Donnarumma, elogio del fischio libero

Gli appelli della vigilia sono caduti nel vuoto ed era difficile immaginare che potesse accadere diversamente. C'è chi si è addirittura spinto a definire teppisti i fischiatori contro Gigio Donnarumma nella notte del ko della nazionale di Mancini al cospetto della Spagna e chi ha paragonato quei buu al razzismo da stadio e agli ululati animaleschi riservati a Koulibaly a Firenze e a Vlahovic a Bergamo, ultimi due casi in ordine di tempo. Tutto molto esagerato e anche un filino ipocrita. E' vero che ad andarci di mezzo è stata l'Italia, incolpevole spettatrice del regolamento di conti tra i portierone e i suoi ex tifosi, ma quello che è andato in scena a San Siro è stato semplicemente lo sfogo di amanti traditi che non hanno perdonato.

Detto come premessa che un conto è il fischio, un altro sono insulti e minacce (cosa che a Donnarumma sono stati riservati in altri momenti e che vanno condannati senza alcun distinguo), cosa ci si doveva attendere di diverso dal ritorno di Gigio nello stadio che è stato suo fino a maggio? E che avrebbe potuto esserlo a lungo, visto che i tifosi del Milan lo avevano eletto a beniamino avendolo visto nascere calcisticamente con quella maglia addosso? Storia interrotta da una trattativa per il rinnovo nemmeno mai cominciata e che ha privato il club non solo di un portiere fenomenale, ma anche di qualsiasi incasso perché l'ex numero 99 - che continua a parole a professare riconoscenza e tifo per quella squadra - ha creato le condizioni per poter andare via a zero lucrando così sui guadagni propri e del procuratore che lo rappresenta.

Insomma, il mix perfetto perché San Siro attendesse Donnarumma per ripagarlo con la moneta della contestazione e del fischio. Che rappresenta una delle forme di dissenso ammesse, fino a prova contraria, in quell'arena piena di emozioni e trasporto che sono gli stadi o i palazzetti. A meno di non voler sostenere che si debba stare dentro uno stadio come a teatro salvo poi doversi rimangiare tutto perché nei più importanti e glamour teatri di tutto il mondo l'arte del fischio è praticata, eccome.

San Siro non ha tifato contro l'Italia.

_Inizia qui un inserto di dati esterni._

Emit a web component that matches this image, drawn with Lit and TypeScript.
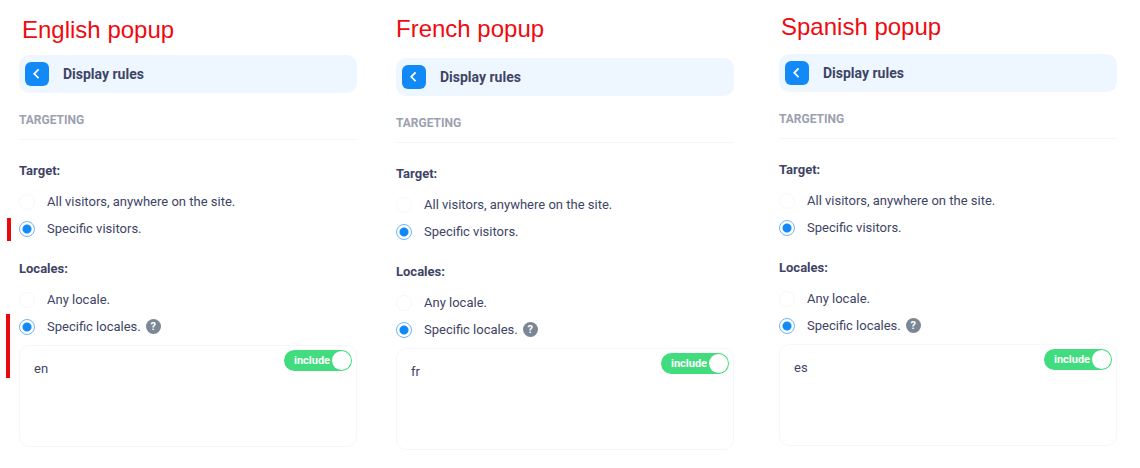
import { LitElement, html, css, nothing } from "lit";
import { customElement, property } from "lit/decorators.js";

const base = css`
  *,
  *::before,
  *::after {
    box-sizing: border-box;
  }
`;

@customElement("rules-panel")
export class RulesPanel extends LitElement {
  @property() locale = "";
  @property() heading = "";
  @property({ type: Boolean }) marked = false;

  static styles = [
    base,
    css`
      :host {
        display: block;
        font: 13px/20px Roboto, sans-serif;
        color: #3e4466;
      }
      .title {
        margin: 0 0 var(--title-gap, 12px);
        padding-left: var(--title-indent, 1px);
        font: 24px/28px "Liberation Sans", Arial, sans-serif;
        color: #ee0b10;
      }
      .bar {
        display: flex;
        align-items: center;
        gap: 14px;
        height: 38px;
        padding: 0 6px;
        border-radius: 10px;
        background: #eef7ff;
      }
      .back {
        display: grid;
        place-items: center;
        width: 24px;
        height: 24px;
        padding: 0;
        border: 0;
        border-radius: 6px;
        background: #118af8;
        cursor: pointer;
      }
      .back svg {
        display: block;
      }
      .name {
        margin: 0;
        font-size: 14px;
        font-weight: 700;
      }
      .section {
        margin: 0;
        padding: 17px 0 9px;
        border-bottom: 1px solid #f5f6f8;
        font-size: 12px;
        font-weight: 700;
        color: #9ba1b0;
        text-transform: uppercase;
      }
      .group {
        margin: 0;
        padding: 0;
        border: 0;
      }
      .legend {
        padding: 21px 0 7px;
        font-weight: 700;
      }
      .group + .group .legend {
        padding-top: 17px;
      }
      .option {
        position: relative;
        display: flex;
        align-items: center;
        height: 27px;
      }
      .option label {
        padding-left: 12px;
      }
      .radio {
        appearance: none;
        width: 16px;
        height: 16px;
        margin: 0;
        border: 1px solid #f8f8fb;
        border-radius: 50%;
        background: #fff;
      }
      .radio:checked {
        border-color: #73b5f5;
        background: radial-gradient(circle, #118af8 4px, #fff 5px);
      }
      .help {
        width: 15px;
        height: 15px;
        margin-left: 5px;
        padding: 0;
        border: 0;
        border-radius: 50%;
        background: #7b8794;
        color: #fff;
        font: 700 11px/15px Roboto, sans-serif;
        text-align: center;
      }
      .mark {
        position: absolute;
        width: 4px;
        background: #e90710;
      }
      .mark-row {
        left: -12px;
        top: 3px;
        height: 23px;
      }
      .mark-block {
        left: -13px;
        top: 1px;
        height: 64px;
      }
      .field {
        position: relative;
        margin-top: 5px;
      }
      .text {
        display: block;
        width: 100%;
        height: 102px;
        padding: 13px 14px;
        border: 1px solid #f7f7fa;
        border-radius: 10px;
        background: #fff;
        color: inherit;
        font: inherit;
        resize: none;
        outline: none;
      }
      .toggle {
        position: absolute;
        top: 5px;
        right: 5px;
        display: flex;
        align-items: center;
        justify-content: space-between;
        width: 68px;
        height: 21px;
        padding: 0 1px 0 10px;
        border-radius: 11px;
        background: #40dc7e;
        color: #fff;
        font-size: 11px;
        font-weight: 700;
        cursor: pointer;
      }
      .knob {
        appearance: none;
        width: 19px;
        height: 19px;
        margin: 0;
        border-radius: 50%;
        background: #fff;
      }
    `,
  ];

  private option(group: string, id: string, label: string, checked: boolean) {
    return html`<input class="radio" type="radio" name=${group} id=${id} .checked=${checked} />
      <label for=${id}>${label}</label>`;
  }

  private mark(kind: string) {
    return this.marked ? html`<span class="mark ${kind}"></span>` : nothing;
  }

  render() {
    return html`
      <h2 class="title">${this.heading}</h2>
      <header class="bar">
        <button class="back" type="button" aria-label="Back">
          <svg width="12" height="12" viewBox="0 0 12 12" fill="none" stroke="#fff" stroke-width="1.7">
            <path d="M7.6 1.4 3.2 5.8 7.6 10.2" />
          </svg>
        </button>
        <h3 class="name">Display rules</h3>
      </header>
      <h4 class="section">Targeting</h4>
      <fieldset class="group">
        <legend class="legend">Target:</legend>
        <div class="option">
          ${this.option("target", "all", "All visitors, anywhere on the site.", false)}
        </div>
        <div class="option">
          ${this.option("target", "specific", "Specific visitors.", true)} ${this.mark("mark-row")}
        </div>
      </fieldset>
      <fieldset class="group">
        <legend class="legend">Locales:</legend>
        <div class="option">${this.option("locales", "any", "Any locale.", false)}</div>
        <div class="option">
          ${this.option("locales", "listed", "Specific locales.", true)}
          <button class="help" type="button" aria-label="Help">?</button>
          ${this.mark("mark-block")}
        </div>
      </fieldset>
      <div class="field">
        <textarea class="text" aria-label="Locale list" .value=${this.locale}></textarea>
        <label class="toggle">include<input class="knob" type="checkbox" checked /></label>
      </div>
    `;
  }
}

@customElement("app-root")
export class AppRoot extends LitElement {
  static styles = [
    base,
    css`
      :host {
        display: block;
        min-height: 100vh;
        background: #fff;
      }
      .panels {
        display: flex;
        align-items: flex-start;
        gap: 39px;
        padding: 0 23px 18px 19px;
      }
      .panel {
        flex: 1;
        min-width: 0;
      }
      .english {
        padding-top: 16px;
        --title-gap: 11px;
        --title-indent: 3px;
      }
      .french {
        padding-top: 15px;
        --title-gap: 15px;
        --title-indent: 0;
      }
      .spanish {
        margin-left: 6px;
        padding-top: 13px;
        --title-gap: 13px;
        --title-indent: 2px;
      }
    `,
  ];

  render() {
    return html`<main class="panels">
      <rules-panel class="panel english" heading="English popup" locale="en" marked></rules-panel>
      <rules-panel class="panel french" heading="French popup" locale="fr"></rules-panel>
      <rules-panel class="panel spanish" heading="Spanish popup" locale="es"></rules-panel>
    </main>`;
  }
}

Anzi. L'ha sostenuta dal primo al novantesimo minuto e alla fine l'ha applaudita comprendendo che la meravigliosa striscia da imbattibili prima o poi sarebbe dovuta finire. San Siro ha espresso il suo pollice verso nei confronti di Donnarumma e della sua scelta di preferire i milioni del PSG a quelli del Milan ma, soprattutto, ha punito il modo in cui l'addio è stato confezionato tra silenzi, omissioni, mezza promesse e fughe di nascosto. Ha rumorosamente concentrato in una notte un sentimento popolare abbastanza condiviso e che porta alla radice di una delle ragioni della disaffezione progressiva verso questo calcio fatto solo di ingaggi multi milionari, bandiere che non sventolano più, procuratori (pre)potenti e tifosi trattati come clienti con la pretesa che non possano più nemmeno avere un cuore.

Davvero troppo. La prova dell'insostenibilità dei pistolotti moralistici contro il pubblico di San Siro è contenuta nella parole del ct Roberto Mancini, che era ovviamente dispiaciuto per la serata ne suo complesso, ma che ha tenuto a precisare che i fischi a Donnarumma li avrebbe capiti in una partita di club ("magari in un PSG-Milan" ha detto), meno in nazionale. Può anche essere, ma la sintesi è che in fondo la contestazione non è parsa così fuori contesto nemmeno a lui.